Information about the current status of this document, any errata,
and how to provide feedback on it may be obtained at
http://www.rfc-editor.org/info/rfc7094.
Copyright Notice
Copyright (c) 2014 IETF Trust and the persons identified as the
document authors. All rights reserved.
This document is subject to BCP 78 and the IETF Trust's Legal
Provisions Relating to IETF Documents
(http://trustee.ietf.org/license-info) in effect on the date of
publication of this document. Please review these documents
carefully, as they describe your rights and restrictions with respect
to this document.
McPherson, et al.
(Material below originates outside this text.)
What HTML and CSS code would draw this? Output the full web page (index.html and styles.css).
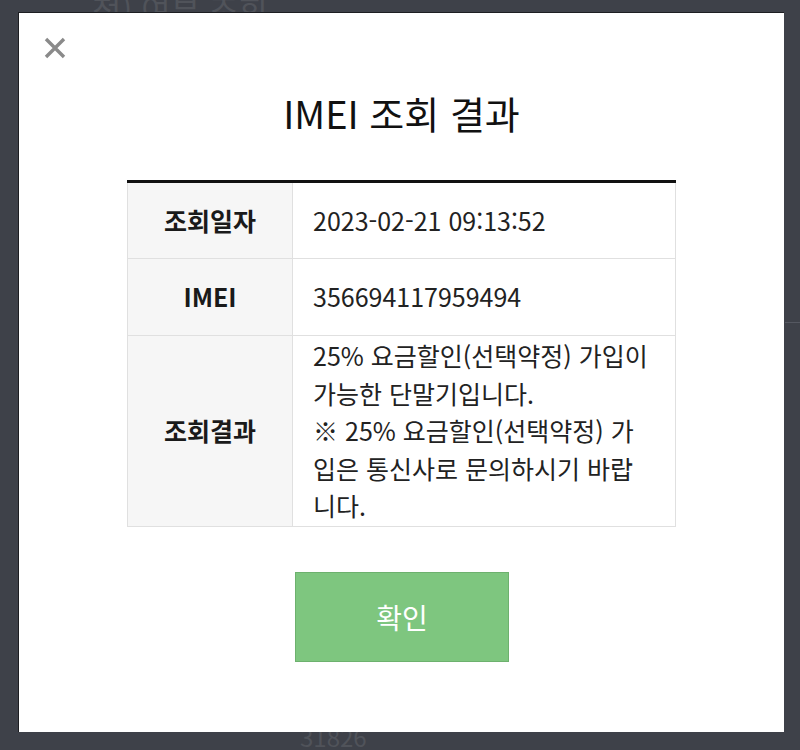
FILE: index.html
```html
<!DOCTYPE html>
<html lang="ko">
<head>
<meta charset="utf-8">
<title>IMEI 조회 결과</title>
<link rel="stylesheet" href="styles.css">
</head>
<body>
<div class="page">
  <div class="page-title">청) 여부 조회</div>
  <div class="page-side"></div>
  <div class="page-foot">31826</div>
</div>
<div class="modal">
  <button class="close" aria-label="닫기">
    <svg width="22" height="22" viewBox="0 0 22 22"><path d="M2 2 L20 20 M20 2 L2 20" stroke="#8a8a8a" stroke-width="3.4" stroke-linecap="butt"/></svg>
  </button>
  <h1 class="title">IMEI 조회 결과</h1>
  <table class="result">
    <tr>
      <th>조회일자</th>
      <td>2023-02-21 09:13:52</td>
    </tr>
    <tr>
      <th>IMEI</th>
      <td>356694117959494</td>
    </tr>
    <tr>
      <th>조회결과</th>
      <td>25% 요금할인(선택약정) 가입이 가능한 단말기입니다.<br>※ 25% 요금할인(선택약정) 가입은 통신사로 문의하시기 바랍니다.</td>
    </tr>
  </table>
  <div class="actions">
    <button class="ok">확인</button>
  </div>
</div>
</body>
</html>
```
FILE: styles.css
```css
html, body {
  margin: 0;
  padding: 0;
}
body {
  width: 800px;
  height: 750px;
  overflow: hidden;
  background: #3e4149;
  font-family: "Noto Sans CJK KR", "Noto Sans", sans-serif;
  color: #222;
  position: relative;
}
.page {
  display: flow-root;
  height: 750px;
  position: relative;
}
.page-title {
  padding: 0 0 0 92px;
  margin-top: -12px;
  font-size: 32px;
  line-height: 40px;
  color: #50535a;
}
.page-side {
  position: absolute;
  right: 0;
  top: 322px;
  width: 15px;
  height: 1px;
  background: #555861;
}
.page-foot {
  position: absolute;
  left: 300px;
  top: 722px;
  font-size: 24px;
  line-height: 30px;
  color: #50535a;
}
.modal {
  position: absolute;
  left: 18px;
  top: 12px;
  width: 766px;
  height: 720px;
  background: #fff;
  border-left: 1px solid #1d1e22;
  border-top: 1px solid #1d1e22;
  box-sizing: border-box;
}
.close {
  position: absolute;
  left: 25px;
  top: 24px;
  width: 22px;
  height: 22px;
  padding: 0;
  border: 0;
  background: none;
  display: block;
}
.close svg {
  display: block;
}
.title {
  margin: 72px 0 0;
  text-align: center;
  font-size: 38px;
  font-weight: 400;
  line-height: 56px;
  color: #111;
}
.result {
  margin: 39px 0 0 108px;
  width: 549px;
  border-collapse: collapse;
  border-top: 3px solid #111;
  font-size: 25px;
  line-height: 37.5px;
}
.result tr {
  height: 77px;
}
.result th {
  width: 164px;
  background: #f6f6f6;
  font-weight: 700;
  color: #1a1a1a;
  border: 1px solid #e0e0e0;
  padding: 0;
  text-align: center;
  vertical-align: middle;
}
.result td {
  border: 1px solid #e0e0e0;
  padding: 1px 27px 1px 20px;
  vertical-align: middle;
  word-break: break-all;
  color: #222;
}
.actions {
  display: flex;
  justify-content: center;
  margin-top: 45px;
}
.ok {
  width: 214px;
  height: 90px;
  background: #7ec67f;
  border: 1px solid #6db16e;
  color: #fff;
  font-family: "Noto Sans CJK KR", "Noto Sans", sans-serif;
  font-size: 28px;
  padding: 0;
  margin-left: 1px;
}
```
Informational [Page 1]
RFC 7094 Arch Considerations of IP Anycast January 2014
Table of Contents
1. Overview ........................................................2
2. Background ......................................................3
2.1. Anycast History ............................................3
2.2. Anycast in IPv6 ............................................6
2.3. DNS Anycast ................................................6
2.4. BCP 126 on Operation of Anycast Services ...................8
3. Principles ......................................................8
3.1. Layering and Resiliency ....................................8
3.2. Anycast Addresses as Destinations ..........................9
3.3. Anycast Addresses as Sources ..............................10
3.4. Service Discovery .........................................10
4. Analysis .......................................................11
4.1. Regarding Widespread Anycast Use ..........................11
4.2. Transport Implications ....................................11
4.3. Stateful Firewalls, Middleboxes, and Anycast ..............12
4.4. Security Considerations ...................................12
4.5. Deployment Considerations .................................15
5. Conclusions ....................................................16
6. Acknowledgements ...............................................16
7. Informative References .........................................16
Appendix A. IAB Members at the Time of Approval ...................21
1. Overview
IP anycast is a technique with a long legacy and interesting
engineering challenges. However, at its core, it is a relatively
simple concept. As described in BCP 126 [RFC4786], the general form
of IP anycast is the practice of making a particular Service Address
available in multiple, discrete, autonomous locations, such that
datagrams sent are routed to one of several available locations.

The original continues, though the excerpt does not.